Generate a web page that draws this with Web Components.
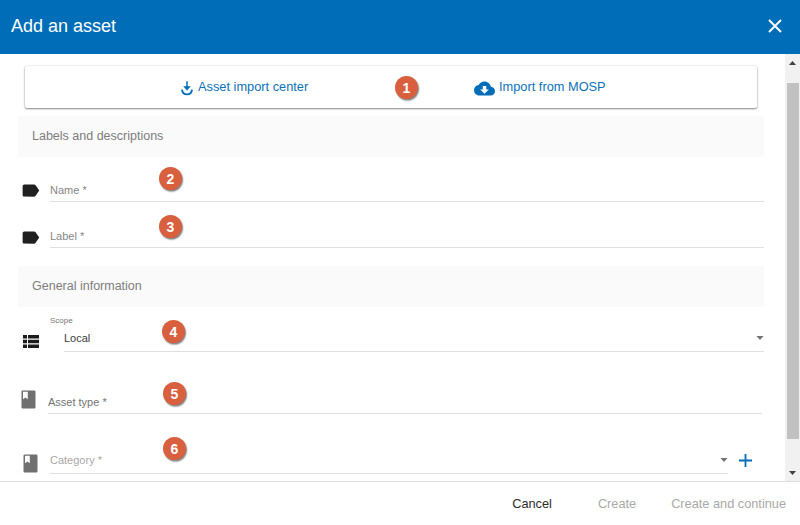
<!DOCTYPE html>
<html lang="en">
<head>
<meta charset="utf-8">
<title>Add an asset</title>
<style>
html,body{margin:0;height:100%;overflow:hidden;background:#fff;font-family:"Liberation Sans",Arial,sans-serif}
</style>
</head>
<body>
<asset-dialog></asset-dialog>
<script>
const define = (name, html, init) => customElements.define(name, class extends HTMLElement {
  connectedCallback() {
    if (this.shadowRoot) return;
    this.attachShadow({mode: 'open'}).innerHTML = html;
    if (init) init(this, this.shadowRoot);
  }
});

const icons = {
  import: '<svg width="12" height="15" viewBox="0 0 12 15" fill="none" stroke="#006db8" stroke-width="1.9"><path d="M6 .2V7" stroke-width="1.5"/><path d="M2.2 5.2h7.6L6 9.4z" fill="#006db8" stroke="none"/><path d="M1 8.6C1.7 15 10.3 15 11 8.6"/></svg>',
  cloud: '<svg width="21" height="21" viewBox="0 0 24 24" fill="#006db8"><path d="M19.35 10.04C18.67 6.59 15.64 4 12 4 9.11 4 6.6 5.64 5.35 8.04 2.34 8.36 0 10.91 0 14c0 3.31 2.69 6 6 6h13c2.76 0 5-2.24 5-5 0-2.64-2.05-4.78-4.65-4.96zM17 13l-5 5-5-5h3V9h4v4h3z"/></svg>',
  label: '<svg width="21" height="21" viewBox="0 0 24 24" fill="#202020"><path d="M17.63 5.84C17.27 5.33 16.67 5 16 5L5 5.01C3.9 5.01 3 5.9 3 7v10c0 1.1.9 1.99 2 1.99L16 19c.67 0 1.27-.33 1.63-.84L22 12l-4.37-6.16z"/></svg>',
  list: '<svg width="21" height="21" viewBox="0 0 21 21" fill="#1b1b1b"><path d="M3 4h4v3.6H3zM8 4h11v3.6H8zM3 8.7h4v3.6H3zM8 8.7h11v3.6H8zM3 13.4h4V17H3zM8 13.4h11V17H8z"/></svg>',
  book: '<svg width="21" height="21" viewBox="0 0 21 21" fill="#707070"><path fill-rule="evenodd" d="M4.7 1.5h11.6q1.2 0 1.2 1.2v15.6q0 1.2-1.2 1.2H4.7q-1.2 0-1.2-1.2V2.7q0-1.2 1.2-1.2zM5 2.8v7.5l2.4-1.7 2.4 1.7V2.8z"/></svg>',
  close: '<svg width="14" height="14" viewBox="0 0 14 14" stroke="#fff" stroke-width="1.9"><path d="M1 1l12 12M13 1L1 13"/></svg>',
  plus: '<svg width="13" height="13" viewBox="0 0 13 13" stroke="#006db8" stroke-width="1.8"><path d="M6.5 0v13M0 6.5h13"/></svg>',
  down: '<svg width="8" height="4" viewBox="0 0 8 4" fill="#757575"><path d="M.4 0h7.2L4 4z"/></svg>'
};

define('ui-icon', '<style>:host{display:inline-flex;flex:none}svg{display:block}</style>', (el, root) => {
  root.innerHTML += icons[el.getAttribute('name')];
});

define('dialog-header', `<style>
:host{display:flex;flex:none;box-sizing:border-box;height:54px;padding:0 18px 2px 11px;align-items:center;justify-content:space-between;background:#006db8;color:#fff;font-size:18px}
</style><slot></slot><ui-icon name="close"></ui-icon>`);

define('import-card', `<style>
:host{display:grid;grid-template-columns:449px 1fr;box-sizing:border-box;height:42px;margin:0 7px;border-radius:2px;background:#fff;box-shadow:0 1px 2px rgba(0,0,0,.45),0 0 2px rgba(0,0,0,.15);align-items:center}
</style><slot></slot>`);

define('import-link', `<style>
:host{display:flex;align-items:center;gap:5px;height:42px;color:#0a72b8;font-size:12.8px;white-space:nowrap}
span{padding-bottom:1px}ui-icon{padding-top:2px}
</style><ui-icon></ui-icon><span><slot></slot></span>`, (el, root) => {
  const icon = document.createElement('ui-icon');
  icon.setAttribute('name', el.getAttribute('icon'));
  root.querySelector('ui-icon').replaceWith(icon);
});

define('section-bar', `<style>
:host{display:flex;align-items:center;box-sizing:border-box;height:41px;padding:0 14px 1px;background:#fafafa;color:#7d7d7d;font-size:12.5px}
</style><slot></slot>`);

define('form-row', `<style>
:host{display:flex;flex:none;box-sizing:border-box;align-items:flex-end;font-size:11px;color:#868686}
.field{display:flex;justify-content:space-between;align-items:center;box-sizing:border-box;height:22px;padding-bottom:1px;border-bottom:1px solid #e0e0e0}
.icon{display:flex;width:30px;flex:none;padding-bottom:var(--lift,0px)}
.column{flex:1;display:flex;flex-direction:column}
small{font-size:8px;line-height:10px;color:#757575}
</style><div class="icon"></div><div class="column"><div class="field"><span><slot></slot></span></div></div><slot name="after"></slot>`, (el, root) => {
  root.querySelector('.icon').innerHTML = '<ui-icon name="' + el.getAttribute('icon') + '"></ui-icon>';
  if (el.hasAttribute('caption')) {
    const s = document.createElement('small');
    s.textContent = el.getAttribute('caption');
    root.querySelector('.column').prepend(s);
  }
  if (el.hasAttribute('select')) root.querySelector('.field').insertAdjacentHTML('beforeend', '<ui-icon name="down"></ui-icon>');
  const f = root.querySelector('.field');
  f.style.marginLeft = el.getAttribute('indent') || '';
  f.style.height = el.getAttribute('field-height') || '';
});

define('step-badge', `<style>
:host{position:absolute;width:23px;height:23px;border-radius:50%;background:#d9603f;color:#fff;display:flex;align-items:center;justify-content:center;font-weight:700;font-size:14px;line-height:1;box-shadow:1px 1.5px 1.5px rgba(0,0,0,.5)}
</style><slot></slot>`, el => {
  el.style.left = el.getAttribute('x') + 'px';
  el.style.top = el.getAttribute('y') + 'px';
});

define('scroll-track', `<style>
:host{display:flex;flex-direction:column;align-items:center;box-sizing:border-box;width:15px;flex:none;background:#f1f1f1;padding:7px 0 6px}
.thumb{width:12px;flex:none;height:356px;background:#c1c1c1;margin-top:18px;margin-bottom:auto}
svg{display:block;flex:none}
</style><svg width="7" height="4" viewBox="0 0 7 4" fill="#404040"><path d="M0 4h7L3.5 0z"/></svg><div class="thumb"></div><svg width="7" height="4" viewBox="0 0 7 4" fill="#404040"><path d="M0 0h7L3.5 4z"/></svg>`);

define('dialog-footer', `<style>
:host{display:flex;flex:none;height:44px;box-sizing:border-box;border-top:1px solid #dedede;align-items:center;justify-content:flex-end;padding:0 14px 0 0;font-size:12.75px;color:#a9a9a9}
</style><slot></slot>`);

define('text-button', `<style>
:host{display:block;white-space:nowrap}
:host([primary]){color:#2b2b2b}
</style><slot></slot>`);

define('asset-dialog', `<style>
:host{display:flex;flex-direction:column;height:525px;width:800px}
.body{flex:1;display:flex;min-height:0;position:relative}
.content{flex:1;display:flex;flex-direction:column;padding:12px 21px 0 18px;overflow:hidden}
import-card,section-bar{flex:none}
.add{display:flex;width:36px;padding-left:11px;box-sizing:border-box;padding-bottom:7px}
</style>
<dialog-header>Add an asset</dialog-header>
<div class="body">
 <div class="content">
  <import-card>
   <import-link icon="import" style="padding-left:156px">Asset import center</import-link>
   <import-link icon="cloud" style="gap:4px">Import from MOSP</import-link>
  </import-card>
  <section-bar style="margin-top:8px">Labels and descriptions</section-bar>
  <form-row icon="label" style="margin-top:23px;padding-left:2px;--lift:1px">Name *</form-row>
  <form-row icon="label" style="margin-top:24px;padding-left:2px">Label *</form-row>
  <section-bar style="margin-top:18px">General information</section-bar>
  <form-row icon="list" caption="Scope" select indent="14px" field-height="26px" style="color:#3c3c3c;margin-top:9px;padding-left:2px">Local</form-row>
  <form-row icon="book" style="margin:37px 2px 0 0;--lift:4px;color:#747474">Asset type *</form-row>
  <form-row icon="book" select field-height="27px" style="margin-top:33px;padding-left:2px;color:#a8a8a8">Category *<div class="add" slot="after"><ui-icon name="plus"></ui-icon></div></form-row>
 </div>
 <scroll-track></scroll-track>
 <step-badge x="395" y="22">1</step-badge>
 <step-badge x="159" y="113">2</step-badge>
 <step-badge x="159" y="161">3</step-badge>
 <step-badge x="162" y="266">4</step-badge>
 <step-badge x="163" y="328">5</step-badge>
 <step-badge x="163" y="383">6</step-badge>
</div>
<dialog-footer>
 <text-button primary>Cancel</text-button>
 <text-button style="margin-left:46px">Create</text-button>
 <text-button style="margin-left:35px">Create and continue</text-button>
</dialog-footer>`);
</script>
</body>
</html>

===

_PROMPT_
Extract from the material all lines containing the string "this".

_SOLVED PROBLEM_
Generate a web page that draws this with Web Components.
    if (this.shadowRoot) return;
    this.attachShadow({mode: 'open'}).innerHTML = html;
    if (init) init(this, this.shadowRoot);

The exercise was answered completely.